Before your Will is signed you can change the wording of it. Any changes by hand need to be signed or initialled near the change by the Willmaker and 2 witnesses. Changes by hand should only be made before your Will has been signed. As most documents are now stored on computers there should be no need for hand amendments as changes can easily be made.

Once signed, your Will cannot be altered and any changes after signing it are of no effect.

A written document called a ‘‘codicil’’ can be added to your Will by a lawyer should you wish to amend your Will after it has been signed. Codicils were popular prior to computers being used by law firms. Accordingly, it is now much easier to make a new Will instead of amending it by making a Codicil.

Revoking your Will

When revoking your Will it is important that your intention to do so is clear. Destroying the Will is one method of making your intention known. Alternatively, a lawyer or someone else in your presence and at your direction can destroy it for you. You may also revoke your Will by writing on it to make it clear that you no longer wish the Will to bremainin force.
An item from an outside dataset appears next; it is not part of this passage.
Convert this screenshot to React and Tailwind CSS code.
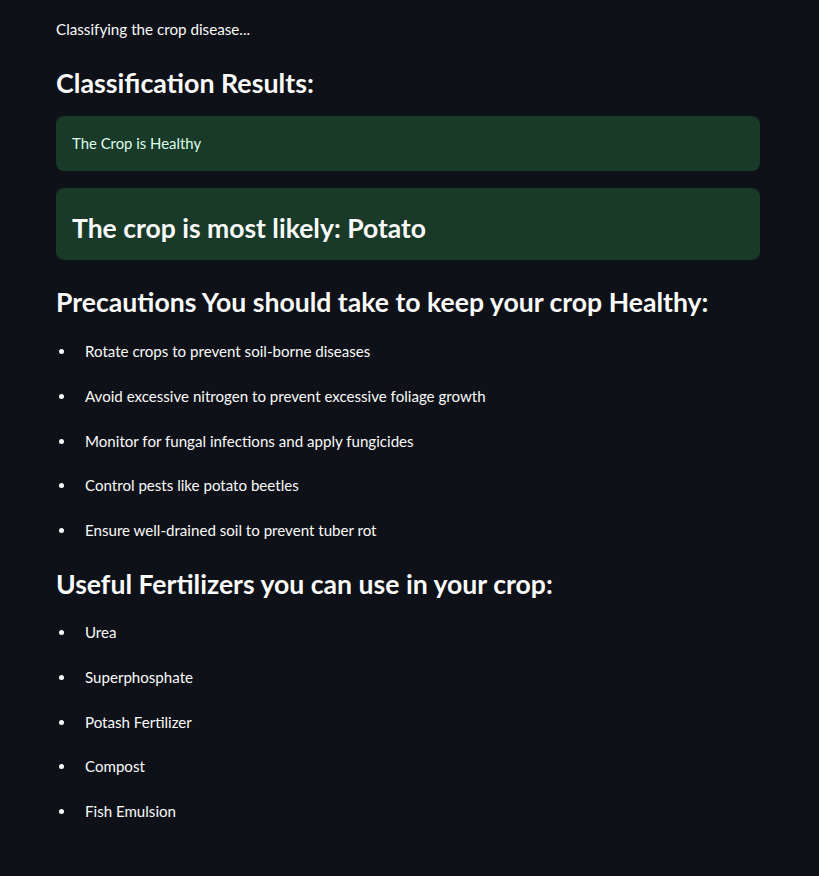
const precautions = [
  'Rotate crops to prevent soil-borne diseases',
  'Avoid excessive nitrogen to prevent excessive foliage growth',
  'Monitor for fungal infections and apply fungicides',
  'Control pests like potato beetles',
  'Ensure well-drained soil to prevent tuber rot',
];

const fertilizers = ['Urea', 'Superphosphate', 'Potash Fertilizer', 'Compost', 'Fish Emulsion'];

const BulletList = ({ items, className = '' }) => (
  <ul className={`flex flex-col gap-[23.75px] ${className}`}>
    {items.map((item) => (
      <li key={item} className="flex items-center h-[21px] text-[15.1px] leading-[21px]">
        <span className="w-[5px] h-[5px] rounded-full bg-[#fafafa] ml-[3px] mr-[21px]" />
        {item}
      </li>
    ))}
  </ul>
);

export default function App() {
  return (
    <div
      className="min-h-[876px] w-full bg-[#0e1117] text-[#fafafa]"
      style={{ fontFamily: 'Lato, "Noto Sans", sans-serif' }}
    >
      <div className="ml-[56px] w-[704px] pt-[19px] pb-10">
        <p className="text-[15.2px] leading-[21px]">Classifying the crop disease...</p>

        <h3 className="mt-[26px] text-[26.8px] leading-[34px] font-bold">Classification Results:</h3>

        {/* success boxes */}
        <div className="mt-[16px] h-[55px] px-4 flex items-center rounded-lg bg-[#1a3a29] text-[#dffde9] text-[14.9px]">
          The Crop is Healthy
        </div>
        <div className="mt-[17px] h-[72px] px-4 pt-[8px] flex items-center rounded-lg bg-[#1a3a29]">
          <h3 className="text-[26.5px] leading-[34px] font-bold text-[#fafafa]">The crop is most likely: Potato</h3>
        </div>

        <h3 className="mt-[25px] text-[26.6px] leading-[34px] font-bold">
          Precautions You should take to keep your crop Healthy:
        </h3>
        <BulletList items={precautions} className="mt-[22px]" />

        <h3 className="mt-[26px] text-[26.6px] leading-[34px] font-bold">
          Useful Fertilizers you can use in your crop:
        </h3>
        <BulletList items={fertilizers} className="mt-[21px]" />
      </div>
    </div>
  );
}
A Will may also be revoked in writing or by simply making a new Will.

Divorce 

A formal divorce will revoke your Will and act to stop a former spouse from having an interest in your estate or from being able to exercise power to dispose of your estate on your behalf. It is important to note that separating from your spouse will not revoke your Will. Accordingly, it is important to review your Will should you separate from your spouse.

If you fail to review your Will when your circumstances change there is a real risk that your former spouse will receive part or all of your estate should you pass away. 

Below are some examples of life events that can impact your Will:

  • Divorce, separation or the end of a registered de facto relationship
  • Marriage or entering into a de facto relationship
  • If a beneficiary of your Will dies
  • If you sell or obtain property and other assets

After making a Will it is important to review it at regular intervals or if your circumstance change. Court has the power to revoke or enforce a Will in certain circumstances. Court can be costly, time consuming and stressful for families and friends already dealing with the impact of a death. If your Will is up to date it should ensure that your estate is dealt with in accordance with your wishes.